2009年9月4日金曜日

「書く」というナラティブ

***広報***
「ナラティブが英語教育を変える?-ナラティブの可能性」
(2009/10/11-12、神戸市外国語大学)

第1日目登壇者:大津由紀雄、寺島隆吉、中嶋洋一、寺沢拓敬、松井孝志、山岡大基、柳瀬陽介
第2日目コーディネーター:今井裕之、吉田達弘、横溝紳一郎、高木亜希子、玉井健


***広報***




ある時、ある中学教師の手記―ナラティブ―を読んで驚いたことがある。その手記は、私がかつてある学会の口頭発表で聞いたものと同じであった。だがその手記で中学教師は、学会の口頭発表とは全く別人であり、静かな説得力を私に与えた。

学会発表に慣れない者にとって、学会口頭発表というモードは緊張するものである。衆人環視の中で、残り時間はベルで冷酷に知らされる。学会ではどのくらいの口調やユーモア、あるいは服装が許されるのかもよくわからないうちに、慣れない言葉遣いや服装で、時間内に整然と語ることが要求される。

さらに聞き手は、自らが信頼することができるのかわからない人間ばかりである。聴衆は「厳しい質問」をするのか、それとも共感的に受け入れてくれるのか―ボディランゲージに乏しい日本の聴衆から、そういった情報を発表時にフィードバックとして受けることは難しい。

私が聞いたその中学教師の発表も、口頭発表では正直「たいしたことを言っていないな」というものであった。

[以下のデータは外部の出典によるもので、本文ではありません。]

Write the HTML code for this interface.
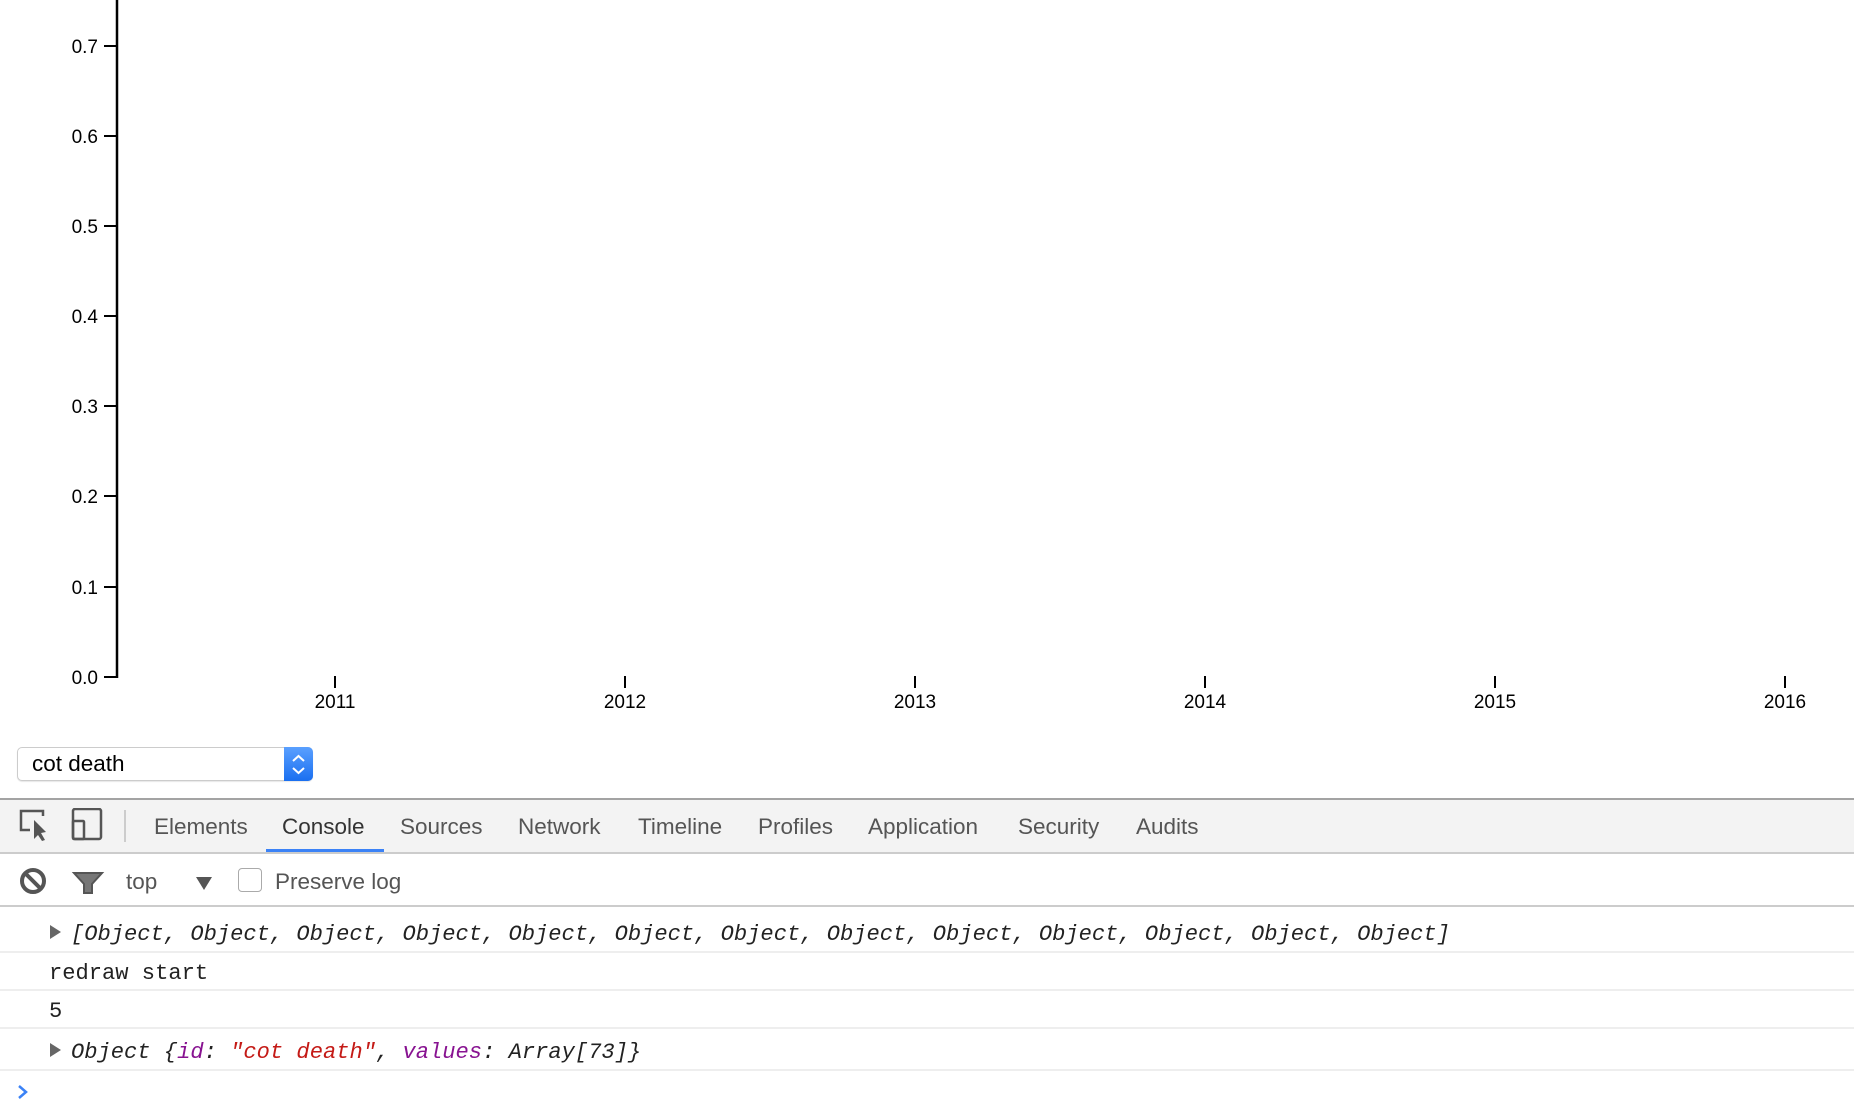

しかしその中学教師が時間をかけて手記を読むと、私の印象は全く変わってしまった。教師のことばにリアリティが感じられた。


対面で語るというのは、意外に難しい。

だからカウンセラーは聞くための訓練を積む。それでもカウンセラーは時に語りを引き出せない。

特別な訓練も受けず、聞き手の気持ちに寄り添う細やかな感性も持ち合わせていない人間の前で語ることはおそろしく困難だ。聞き手はしばしば語り手を発言で遮る。遮らなくともさまざまな表情や仕草で聞き手をコントロールしたりする。学会のように一定時間のモノローグが保障されている場合でも、慣れない場所・文化という要因が語り手を抑圧する。

語り、ナラティブは、通常、話しことばを第一義に考える。だがその話しことばは、語り手が信頼できる聞き手を得てはじめて発せられることばである。そんな聞き手が不在の場合、あるいは聞き手の聞き手としての力量が不十分な場合、書くことというのは推奨されるべきであろう。

語り手が、一人落ち着いて、誰にも遮られることなく、ゆっくりとことばを紡ぎ出す。選ぶ。組み合わせる。そして書きつけ、読み返し、書き直す。

情報伝達という点からすれば、口頭による伝達の方が、書面による伝達より迅速かもしれない。口頭ならば即興でことばが出され、即座に理解されるからだ。

しかしことばを語るということは、予め確定的に存在する情報をいかに迅速に伝えるかということだけにはとどまらない。情報、というより「ことば」を見つけ出し、それが自分にしっくりくるかを自分で何度か確かめ、そうしてそれを他人にもわかる形で表すということだ。

そのためには、時間のかかる「書く」というモードが必要となることも多々ある。ナラティブ研究を、話しことばだけに限定するのは危険である。と同時に、私たちは、モードの違いがナラティブに与える影響についても自覚的に研究するべきであろう。

コミュニケーションを、モールス信号伝達の枠組みで考えることはもう止めたい。